Benjamin Dulchin, executive director of the Association for Neighborhood & Housing Development, a coalition of affordable housing organizations in New York City, said this new frontier in digital access was worrisome.

“There’s a lot of reason for concern that high-tech apps actually take and track a lot of your personal information,” Dulchin said. “I don’t want my landlord to know when me or my kids are coming in or out.

“People have an absolute right to expect both security and privacy.”

Lisa Gallaudet, an attorney who represents the company that owns the building, said the keyless entry system was installed to increase security after a burglary last year. Gallaudet said the tenants, who have filed two other lawsuits, are attempting to obstruct the owner from converting the industrial property into legal residences under the state’s Loft Law.

“Consistent with their past conduct, these select few litigious tenants are wasting judicial resources that should be afforded to deserving claims,” Gallaudet said in a statement.

Many units at the building are being renovated or are unoccupied.

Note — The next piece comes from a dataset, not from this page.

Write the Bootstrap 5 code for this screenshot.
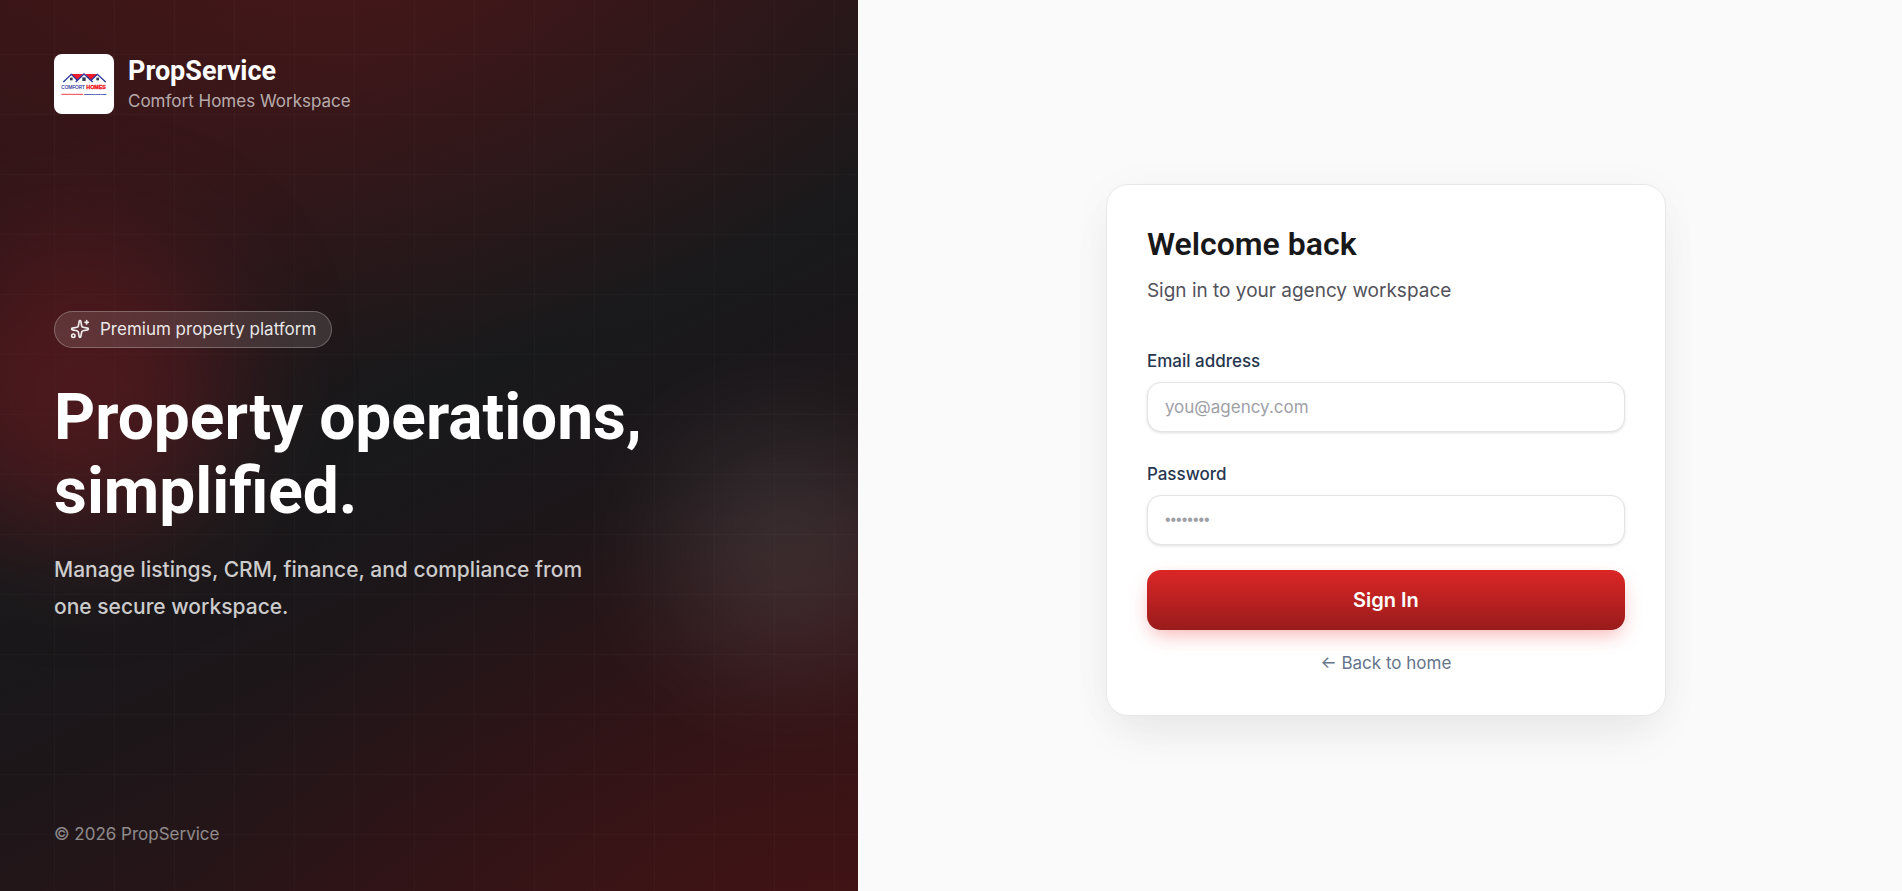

People who entered the brick building with ease on a recent weekday tended to be younger.

“I’m used to it,” said Luis Solares, 28, who works at a first-floor office in the building. “But not everybody is ready for the digital revolution.”

McKenzie, a painter, conceded she has not stayed current with technology. She spends much of her time at home, depicting models who pose in her studio as life-size images on massive canvases. Two of her self-portraits are in the Metropolitan Museum of Art’s permanent collection.

“I don’t do Twitter or any of that,” she said. “That’s for young people.”

But she does not like the notion that perhaps she was resistant to keeping up. She owns an iPhone, but her husband, whose photography business dwindled when the industry went digital, is blind in one eye and struggles to use any type of phone.

“We just want a normal key to get in and out like we used to,” McKenzie said.